Locate each line containing the string "this" and copy it out.

— Data to use —
BEGIN

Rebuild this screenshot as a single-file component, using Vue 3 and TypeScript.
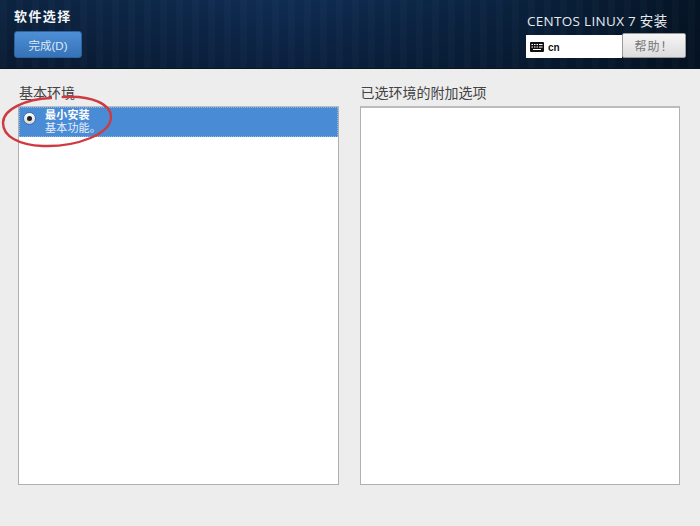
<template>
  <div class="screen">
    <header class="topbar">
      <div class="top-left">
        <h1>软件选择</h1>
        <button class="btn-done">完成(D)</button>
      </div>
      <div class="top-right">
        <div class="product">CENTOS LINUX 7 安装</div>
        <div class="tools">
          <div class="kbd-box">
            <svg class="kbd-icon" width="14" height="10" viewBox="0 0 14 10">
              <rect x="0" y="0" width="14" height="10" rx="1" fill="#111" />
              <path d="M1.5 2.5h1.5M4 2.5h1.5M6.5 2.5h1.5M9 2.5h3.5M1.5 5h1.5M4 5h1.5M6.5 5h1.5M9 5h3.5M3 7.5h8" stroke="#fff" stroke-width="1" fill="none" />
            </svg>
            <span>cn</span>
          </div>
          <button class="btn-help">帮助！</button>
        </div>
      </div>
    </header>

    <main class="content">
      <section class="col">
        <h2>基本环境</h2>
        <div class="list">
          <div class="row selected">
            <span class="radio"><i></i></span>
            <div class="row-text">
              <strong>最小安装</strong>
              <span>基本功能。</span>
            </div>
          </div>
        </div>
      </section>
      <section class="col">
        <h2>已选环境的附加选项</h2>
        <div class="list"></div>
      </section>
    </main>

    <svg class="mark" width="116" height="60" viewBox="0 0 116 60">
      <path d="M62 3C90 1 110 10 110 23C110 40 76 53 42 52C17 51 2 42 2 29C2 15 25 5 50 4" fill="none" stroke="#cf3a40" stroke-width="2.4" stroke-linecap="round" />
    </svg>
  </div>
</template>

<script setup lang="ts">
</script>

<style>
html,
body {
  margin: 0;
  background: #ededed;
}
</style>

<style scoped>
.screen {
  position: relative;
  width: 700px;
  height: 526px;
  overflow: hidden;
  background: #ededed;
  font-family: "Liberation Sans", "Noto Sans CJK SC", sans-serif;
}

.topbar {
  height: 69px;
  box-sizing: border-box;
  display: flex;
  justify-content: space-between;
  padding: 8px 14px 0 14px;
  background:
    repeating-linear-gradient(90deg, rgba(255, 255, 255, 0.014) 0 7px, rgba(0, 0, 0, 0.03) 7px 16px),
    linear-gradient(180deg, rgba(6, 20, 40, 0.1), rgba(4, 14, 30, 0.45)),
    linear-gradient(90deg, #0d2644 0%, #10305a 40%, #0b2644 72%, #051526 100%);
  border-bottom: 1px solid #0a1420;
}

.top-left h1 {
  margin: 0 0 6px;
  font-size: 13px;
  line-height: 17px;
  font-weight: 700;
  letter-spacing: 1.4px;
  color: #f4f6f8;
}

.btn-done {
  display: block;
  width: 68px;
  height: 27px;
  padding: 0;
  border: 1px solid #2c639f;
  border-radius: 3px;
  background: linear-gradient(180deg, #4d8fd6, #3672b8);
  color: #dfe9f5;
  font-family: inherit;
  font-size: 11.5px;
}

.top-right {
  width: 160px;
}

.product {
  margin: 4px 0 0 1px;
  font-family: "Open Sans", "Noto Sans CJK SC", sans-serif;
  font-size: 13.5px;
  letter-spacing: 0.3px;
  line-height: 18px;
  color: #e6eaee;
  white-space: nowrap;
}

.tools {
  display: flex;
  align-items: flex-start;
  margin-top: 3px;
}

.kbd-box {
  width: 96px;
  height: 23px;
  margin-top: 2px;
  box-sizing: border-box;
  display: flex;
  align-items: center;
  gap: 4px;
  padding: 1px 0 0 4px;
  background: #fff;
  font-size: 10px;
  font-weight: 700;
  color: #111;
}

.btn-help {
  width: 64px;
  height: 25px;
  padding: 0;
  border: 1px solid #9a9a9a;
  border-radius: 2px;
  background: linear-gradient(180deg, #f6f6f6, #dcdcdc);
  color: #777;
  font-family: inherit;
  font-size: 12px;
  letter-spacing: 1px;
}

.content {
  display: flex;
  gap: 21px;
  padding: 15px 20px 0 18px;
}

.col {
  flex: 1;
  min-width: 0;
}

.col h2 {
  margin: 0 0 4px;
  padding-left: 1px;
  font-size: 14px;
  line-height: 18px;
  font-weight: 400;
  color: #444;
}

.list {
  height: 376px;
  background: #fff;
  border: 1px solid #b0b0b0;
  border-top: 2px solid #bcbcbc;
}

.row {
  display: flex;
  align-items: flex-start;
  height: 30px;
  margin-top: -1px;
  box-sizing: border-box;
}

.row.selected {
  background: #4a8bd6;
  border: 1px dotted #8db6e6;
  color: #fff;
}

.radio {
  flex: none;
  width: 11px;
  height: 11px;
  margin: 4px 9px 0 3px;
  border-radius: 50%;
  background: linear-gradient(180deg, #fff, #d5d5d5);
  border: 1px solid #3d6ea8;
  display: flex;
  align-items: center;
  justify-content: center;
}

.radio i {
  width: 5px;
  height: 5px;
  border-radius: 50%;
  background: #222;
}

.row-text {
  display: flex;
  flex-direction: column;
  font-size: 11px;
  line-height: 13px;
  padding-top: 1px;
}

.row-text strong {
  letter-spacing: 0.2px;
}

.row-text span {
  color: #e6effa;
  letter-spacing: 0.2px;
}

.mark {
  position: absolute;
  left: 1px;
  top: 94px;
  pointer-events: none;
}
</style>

END
BEGIN

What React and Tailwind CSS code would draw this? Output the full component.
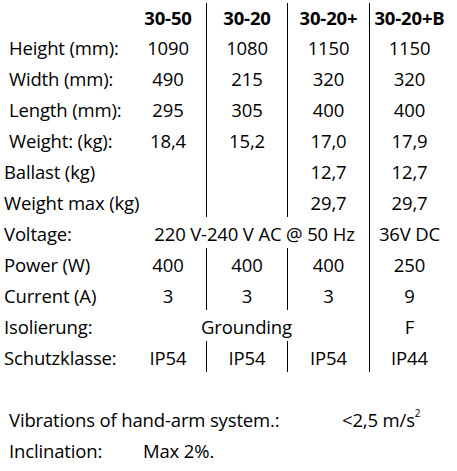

END

— Expected output —
Rebuild this screenshot as a single-file component, using Vue 3 and TypeScript.
What React and Tailwind CSS code would draw this? Output the full component.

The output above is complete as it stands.